- Born: Ian MacEwan Thom 1952 (age 73–74) Vancouver, British Columbia
- Known for: curator, author, art historian
- Partner: Darrin Martens

= Ian M. Thom =

Canadian Curator (born 1952)

Ian M. Thom (born 1952) is a Canadian curator, author, and art historian. He worked over a period of 30 years (interrupted twice) at the Vancouver Art Gallery and retired in 2018.

==Career==
Thom was born in Vancouver and received his B.A. and M.A. from the University of British Columbia in the late 1960s–early 1970s. Interested in art, he volunteered at the Vancouver Art Gallery (VAG) when Doris Shadbolt was the chief curator. She became his role model.

Thom's first job for the VAG was as cataloguer (1976–1977). He then became registrar (1977–1978), then left for the Art Gallery of Greater Victoria job of registrar (1978–1979), then curator (1979–1980), acting director (1980), and chief curator (1980–1982). From there, he became curator of collections at the McMichael Canadian Art Collection (1982–1988), where among other projects, he published Murals from a Great Canadian Train (1986), organized a show and book of Maria Chapdelaine: Illustrations by Clarence Gagnon, and initiated a David Milne exhibition (completed at the VAG in 1991 along with his book David Milne (Douglas & Mcintyre Ltd and the McMichael Canadian Art Collection). He returned to the VAG in 1988 as Senior Curator. He retired from the VAG in 2018 and since then, has worked as an independent curator and consultant. In 2020, he was granted Emeritus status by the VAG.

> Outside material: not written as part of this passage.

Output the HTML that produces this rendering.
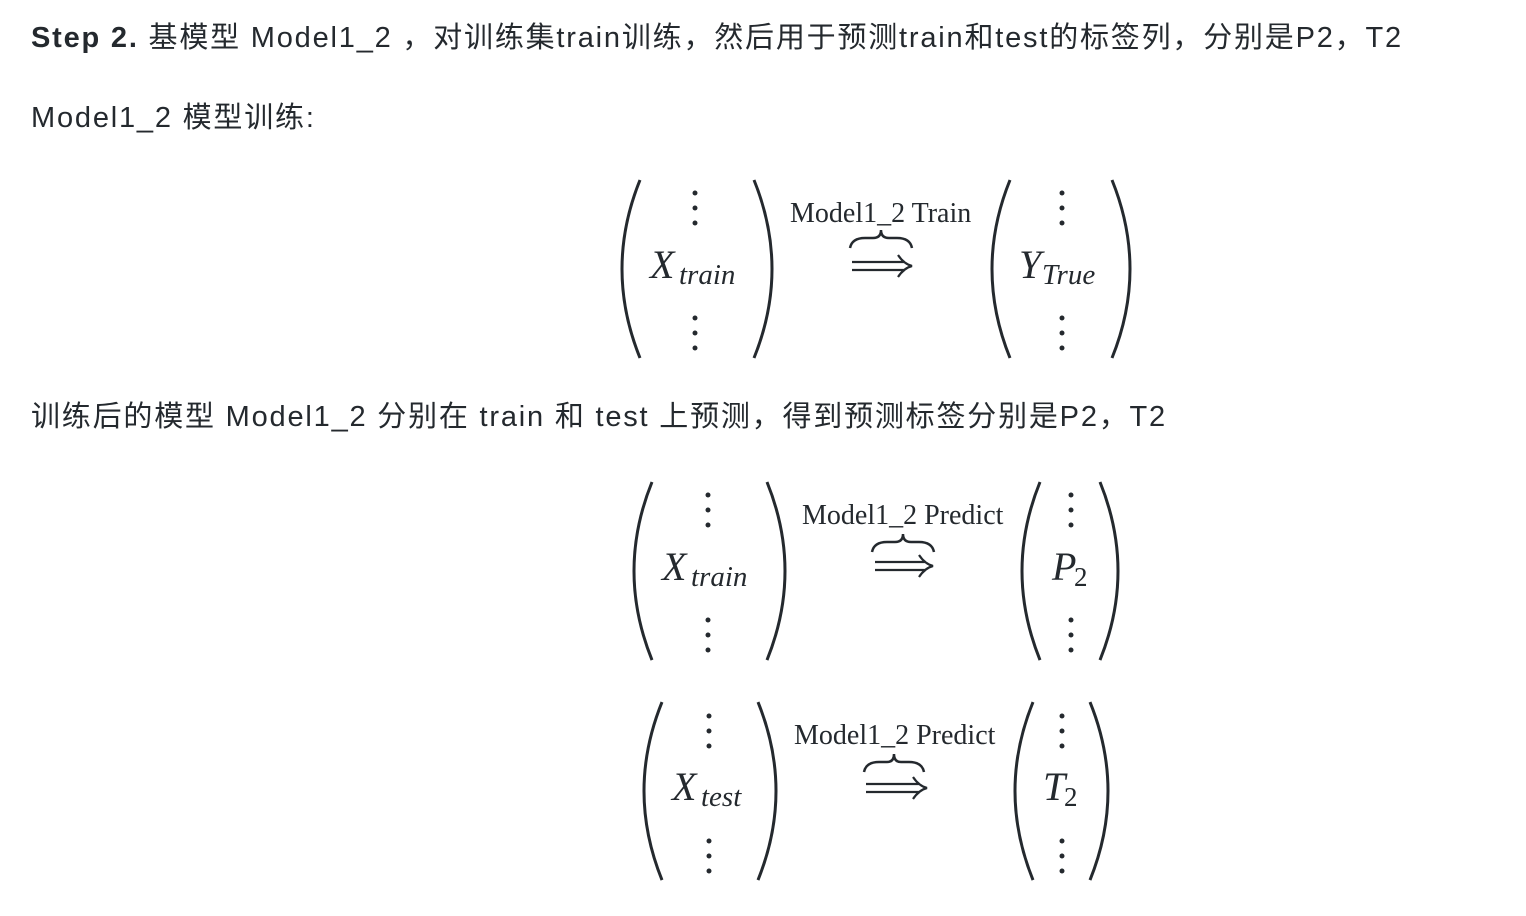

Thom's highlights among his 100 exhibitions and catalogues and books while at the VAG include, among many others, the VAG's 1993 Tom Thomson; 1995 Andy Warhol: Images; 2000 Art BC: Masterworks from British Columbia (an independent publication done while at the VAG); its 2002 retrospective of E. J. Hughes; a 2005 retrospective of Takao Tanabe, a collaboration between the VAG and the Art Gallery of Greater Victoria that later toured the country, a 2009 Challenging Traditions, Contemporary First Nations Art of the Northwest Coast, organized for the McMichael Canadian Art Collection which toured the country; the 2010 Leonardo da Vinci: The Mechanics of Man, organized for the VAG in conjunction with The Royal Collection; and Gordon Smith: Don't Look Back (2014) (an independent book). In 2018, he curated a last show at the VAG, A Curator's View. He also was the co-author of catalogues and shows on Gathie Falk (2000), Emily Carr (among them Emily Carr: New Perspectives on a Canadian Icon (2006)), presented by the National Gallery of Canada and the VAG); and B.C. Binning (2006). His catalogues and books have been praised as using language to describe the works that is free of art speak.

In his time as senior curator, the collection doubled in size, from 6,000 to 12,000 works, many by the Group of Seven and Emily Carr (he was responsible for acquiring 165 of her works). He brought into the collection or increasing the representation of such artists as John Vanderpant, Beatrice Lennie, Jock Macdonald and Lilias Farley, as well as First Nations art, both historical and contemporary.

He worked closely with Ron Longstaffe, who donated close to 800 works to the gallery before his death in 2003. Thom was directly responsible for arranging the entry of 195 works from the collection Longstaffe gave to the gallery, including work by Betty Goodwin and B.C. Binning. Since he retired, to celebrate the 100th anniversary of the Group of Seven, he curated Northern Pine: Watercolours and Drawings by the Group of Seven from the McMichael Canadian Art Collection organized by the Kelowna Art Gallery in 2020 with a publication of the same name. He also published Clarence Gagnon: The Maria Chapdelaine Illustrations (Pomegranate & McMichael Canadian Art Collection, 2020). Besides that, he wrote Takao Tanabe: A Modern Landscape, in Takao Tanabe: A Modern Landscape, for the West Vancouver Art Museum, in 2021 and Bess Harris, in Sarah Milroy's catalogue Uninvited: Canadian Women Artists in the Modern Moment, at the McMichael Canadian Art Collection, 2021.

==Controversy==
While on salary, Thom appraised ten fake sketches, allegedly by J. E. H. MacDonald, as authentic in 2014.

==Awards==
- Medal from the Royal Canadian Academy (2004)
- Order of Canada (2009)
- Queen's Diamond Jubilee Medal (2012)
- British Columbia Museums Association Distinguished Service Award (2019)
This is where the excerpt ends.